■ EXERCISE BRIEF
Return the lines where the word "styles" occurs.

■ GIVEN INFORMATION
↓

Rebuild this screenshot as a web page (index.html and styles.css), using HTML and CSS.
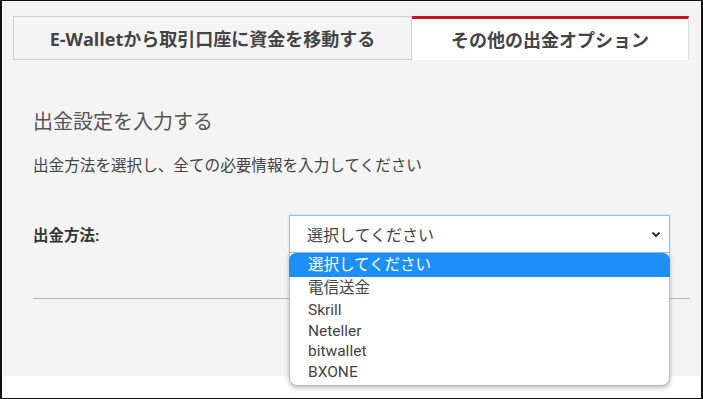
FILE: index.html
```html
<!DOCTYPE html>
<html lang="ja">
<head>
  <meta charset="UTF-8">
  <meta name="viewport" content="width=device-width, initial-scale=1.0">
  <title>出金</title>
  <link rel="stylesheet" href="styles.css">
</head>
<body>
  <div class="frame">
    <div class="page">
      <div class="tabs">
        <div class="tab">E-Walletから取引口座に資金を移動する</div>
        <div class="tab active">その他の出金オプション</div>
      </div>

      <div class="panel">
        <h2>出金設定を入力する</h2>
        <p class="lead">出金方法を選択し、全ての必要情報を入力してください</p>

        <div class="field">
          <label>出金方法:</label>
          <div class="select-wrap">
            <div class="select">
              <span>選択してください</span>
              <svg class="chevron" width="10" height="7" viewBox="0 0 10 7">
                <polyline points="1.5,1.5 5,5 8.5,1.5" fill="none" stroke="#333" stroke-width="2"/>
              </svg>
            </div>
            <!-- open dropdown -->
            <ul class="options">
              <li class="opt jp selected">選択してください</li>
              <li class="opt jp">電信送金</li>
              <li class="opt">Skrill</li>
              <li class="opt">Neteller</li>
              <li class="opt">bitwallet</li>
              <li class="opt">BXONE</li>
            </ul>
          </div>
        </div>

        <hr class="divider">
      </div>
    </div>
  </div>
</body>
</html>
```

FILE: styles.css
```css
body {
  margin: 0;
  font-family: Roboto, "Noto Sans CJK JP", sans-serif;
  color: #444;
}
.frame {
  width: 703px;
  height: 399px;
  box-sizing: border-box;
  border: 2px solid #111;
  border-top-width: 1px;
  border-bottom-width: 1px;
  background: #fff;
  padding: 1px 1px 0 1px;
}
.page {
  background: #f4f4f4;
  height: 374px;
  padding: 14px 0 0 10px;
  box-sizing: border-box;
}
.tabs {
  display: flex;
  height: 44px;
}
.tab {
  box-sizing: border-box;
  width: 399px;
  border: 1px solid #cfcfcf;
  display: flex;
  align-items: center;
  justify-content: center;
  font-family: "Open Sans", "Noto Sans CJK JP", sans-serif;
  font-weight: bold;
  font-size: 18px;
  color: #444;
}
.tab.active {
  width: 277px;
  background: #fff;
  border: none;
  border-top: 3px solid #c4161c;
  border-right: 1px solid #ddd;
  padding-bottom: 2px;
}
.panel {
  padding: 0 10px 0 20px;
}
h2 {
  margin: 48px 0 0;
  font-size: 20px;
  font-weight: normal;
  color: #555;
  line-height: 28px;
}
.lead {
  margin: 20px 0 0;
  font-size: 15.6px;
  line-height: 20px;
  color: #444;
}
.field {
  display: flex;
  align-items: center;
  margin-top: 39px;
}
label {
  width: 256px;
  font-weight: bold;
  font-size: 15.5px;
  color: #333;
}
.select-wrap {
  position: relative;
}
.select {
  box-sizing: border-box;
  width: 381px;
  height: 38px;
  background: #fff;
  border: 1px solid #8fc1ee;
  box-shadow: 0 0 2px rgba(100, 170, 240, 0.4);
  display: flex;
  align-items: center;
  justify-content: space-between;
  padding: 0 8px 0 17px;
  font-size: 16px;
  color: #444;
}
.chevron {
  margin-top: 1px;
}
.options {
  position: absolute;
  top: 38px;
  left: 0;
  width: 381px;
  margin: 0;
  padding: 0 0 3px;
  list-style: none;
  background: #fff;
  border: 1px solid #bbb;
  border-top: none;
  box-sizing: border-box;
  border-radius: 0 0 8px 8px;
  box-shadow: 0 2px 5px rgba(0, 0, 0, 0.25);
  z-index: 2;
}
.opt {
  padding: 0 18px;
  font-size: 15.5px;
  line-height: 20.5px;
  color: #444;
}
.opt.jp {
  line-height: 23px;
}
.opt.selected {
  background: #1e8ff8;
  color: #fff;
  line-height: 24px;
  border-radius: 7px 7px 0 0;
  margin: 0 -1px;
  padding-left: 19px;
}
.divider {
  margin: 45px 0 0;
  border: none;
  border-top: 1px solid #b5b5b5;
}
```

↑
↓

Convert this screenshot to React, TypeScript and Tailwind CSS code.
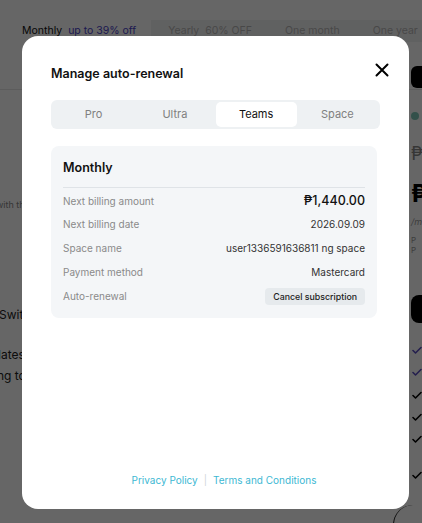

↑

■ ANSWER
Rebuild this screenshot as a web page (index.html and styles.css), using HTML and CSS.
  <link rel="stylesheet" href="styles.css">
FILE: styles.css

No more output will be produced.